--- START OF Stored data ---

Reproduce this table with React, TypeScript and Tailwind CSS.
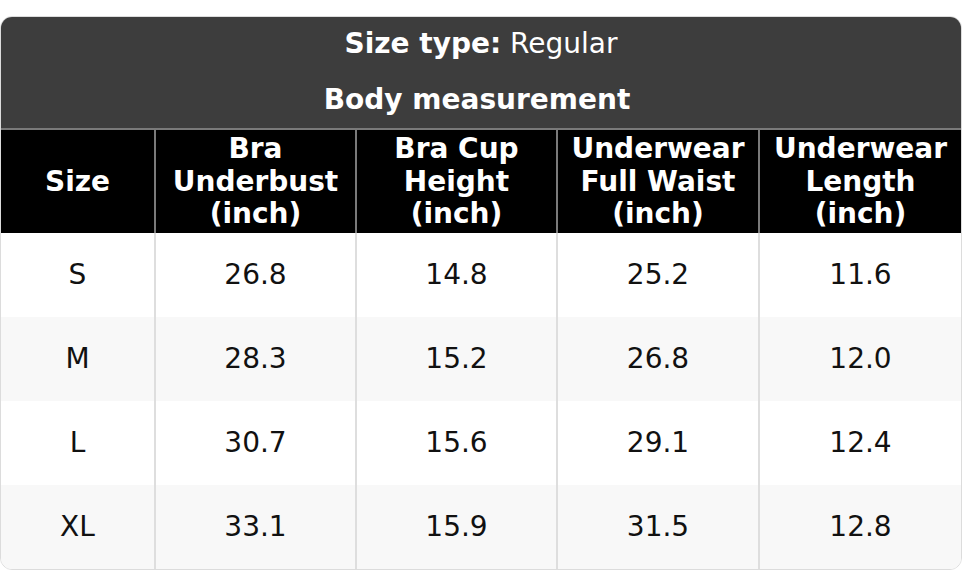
import React from "react";

const headers = [
  ["Size"],
  ["Bra", "Underbust", "(inch)"],
  ["Bra Cup", "Height", "(inch)"],
  ["Underwear", "Full Waist", "(inch)"],
  ["Underwear", "Length", "(inch)"],
];

const rows = [
  ["S", "26.8", "14.8", "25.2", "11.6"],
  ["M", "28.3", "15.2", "26.8", "12.0"],
  ["L", "30.7", "15.6", "29.1", "12.4"],
  ["XL", "33.1", "15.9", "31.5", "12.8"],
];

export default function App() {
  return (
    <div
      className="w-[962px] h-[571px] bg-white pt-4"
      style={{ fontFamily: '"DejaVu Sans", sans-serif' }}
    >
      <div className="w-[962px] h-[554px] rounded-[12px] border border-[#dcdcdc] overflow-hidden flex flex-col text-[28px] leading-[32.5px]">
        <div className="bg-[#3d3d3d] text-white border-b-2 border-[#7a7a7a]">
          <div className="h-[54px] flex items-center justify-center">
            <span className="font-bold">Size type:</span>
            <span>&nbsp;Regular</span>
          </div>
          <div className="h-[57px] flex items-center justify-center font-bold pr-[8px] pt-px">
            Body measurement
          </div>
        </div>
        <div className="grid grid-cols-[155px_201px_201px_202px_1fr] bg-black text-white font-bold h-[103px]">
          {headers.map((h, i) => (
            <div
              key={i}
              className={`flex flex-col items-center justify-center text-center pt-px ${
                i < 4 ? "border-r-2 border-[#7a7a7a]" : ""
              }`}
            >
              {h.map((line, j) => (
                <div key={j}>{line}</div>
              ))}
            </div>
          ))}
        </div>
        {rows.map((r, ri) => (
          <div
            key={ri}
            className={`grid grid-cols-[155px_201px_201px_202px_1fr] h-[84px] text-[#111] ${
              ri % 2 === 1 ? "bg-[#f8f8f8]" : "bg-white"
            }`}
          >
            {r.map((c, ci) => (
              <div
                key={ci}
                className={`flex items-center justify-center pt-px ${
                  ci < 4 ? "border-r-2 border-[#dedede]" : ""
                }`}
              >
                {c}
              </div>
            ))}
          </div>
        ))}
      </div>
    </div>
  );
}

--- END OF Stored data ---

What needs to be done
Your task is to repeat the data above exactly while excluding the pictures.

The result
Reproduce this table with React, TypeScript and Tailwind CSS.
import React from "react";

const headers = [
  ["Size"],
  ["Bra", "Underbust", "(inch)"],
  ["Bra Cup", "Height", "(inch)"],
  ["Underwear", "Full Waist", "(inch)"],
  ["Underwear", "Length", "(inch)"],
];

const rows = [
  ["S", "26.8", "14.8", "25.2", "11.6"],
  ["M", "28.3", "15.2", "26.8", "12.0"],
  ["L", "30.7", "15.6", "29.1", "12.4"],
  ["XL", "33.1", "15.9", "31.5", "12.8"],
];

export default function App() {
  return (
    <div
      className="w-[962px] h-[571px] bg-white pt-4"
      style={{ fontFamily: '"DejaVu Sans", sans-serif' }}
    >
      <div className="w-[962px] h-[554px] rounded-[12px] border border-[#dcdcdc] overflow-hidden flex flex-col text-[28px] leading-[32.5px]">
        <div className="bg-[#3d3d3d] text-white border-b-2 border-[#7a7a7a]">
          <div className="h-[54px] flex items-center justify-center">
            <span className="font-bold">Size type:</span>
            <span>&nbsp;Regular</span>
          </div>
          <div className="h-[57px] flex items-center justify-center font-bold pr-[8px] pt-px">
            Body measurement
          </div>
        </div>
        <div className="grid grid-cols-[155px_201px_201px_202px_1fr] bg-black text-white font-bold h-[103px]">
          {headers.map((h, i) => (
            <div
              key={i}
              className={`flex flex-col items-center justify-center text-center pt-px ${
                i < 4 ? "border-r-2 border-[#7a7a7a]" : ""
              }`}
            >
              {h.map((line, j) => (
                <div key={j}>{line}</div>
              ))}
            </div>
          ))}
        </div>
        {rows.map((r, ri) => (
          <div
            key={ri}
            className={`grid grid-cols-[155px_201px_201px_202px_1fr] h-[84px] text-[#111] ${
              ri % 2 === 1 ? "bg-[#f8f8f8]" : "bg-white"
            }`}
          >
            {r.map((c, ci) => (
              <div
                key={ci}
                className={`flex items-center justify-center pt-px ${
                  ci < 4 ? "border-r-2 border-[#dedede]" : ""
                }`}
              >
                {c}
              </div>
            ))}
          </div>
        ))}
      </div>
    </div>
  );
}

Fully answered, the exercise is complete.